The other concern is post-war Europe.
He is particularly concerned with dismemberment of Germany.
♪ (narrator) In his continuing pressure for a second front, Stalin found again an ally in Roosevelt.
(Dr. Stahel) He meets Roosevelt, and they strike an immediately rapport, and ultimately in the course of the conference, it will tend to be Stalin and Roosevelt together against Churchill.
Churchill sees the soft underbelly of Europe.
He believes that already having supply networks through North Africa, and Sicily, and into Southern Italy, that this is the best way to strike at Nazi Germany, and he sees that there's a great deal of risk a cross-channel invasion.
But, Roosevelt is convinced this is where they need to attack, and he's supported by Stalin here, and ultimately, Churchill will have to agree that this is the best place to attack Germany, and that Allied resources will be directed toward planning for Operation Overlord.

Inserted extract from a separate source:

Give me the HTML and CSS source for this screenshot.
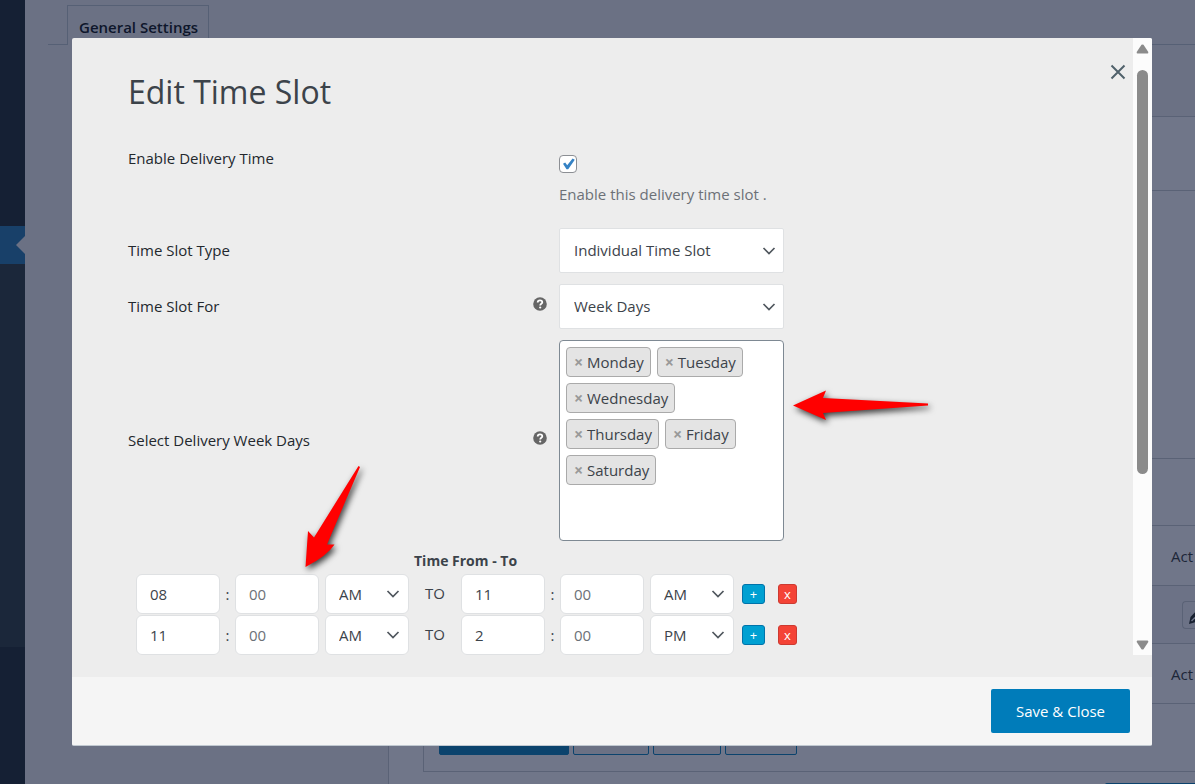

♪ (dramatic music) (narrator) By the end of 1943, the Allies were on the offensive.
♪ Mussolini had been deposed.
(clamoring) The campaign in North Africa won.
♪ Victories like Midway had begun to turn the war in the Pacific.
It was time to take the fight to Germany.
Planning would soon begin for Operation Overlord, the invasion of Nazi-occupied France.
And as the possibilities for victory and for peace inched ever closer, concerns about the post-war world and the plans of the Soviet Union began to occupy Churchill's mind.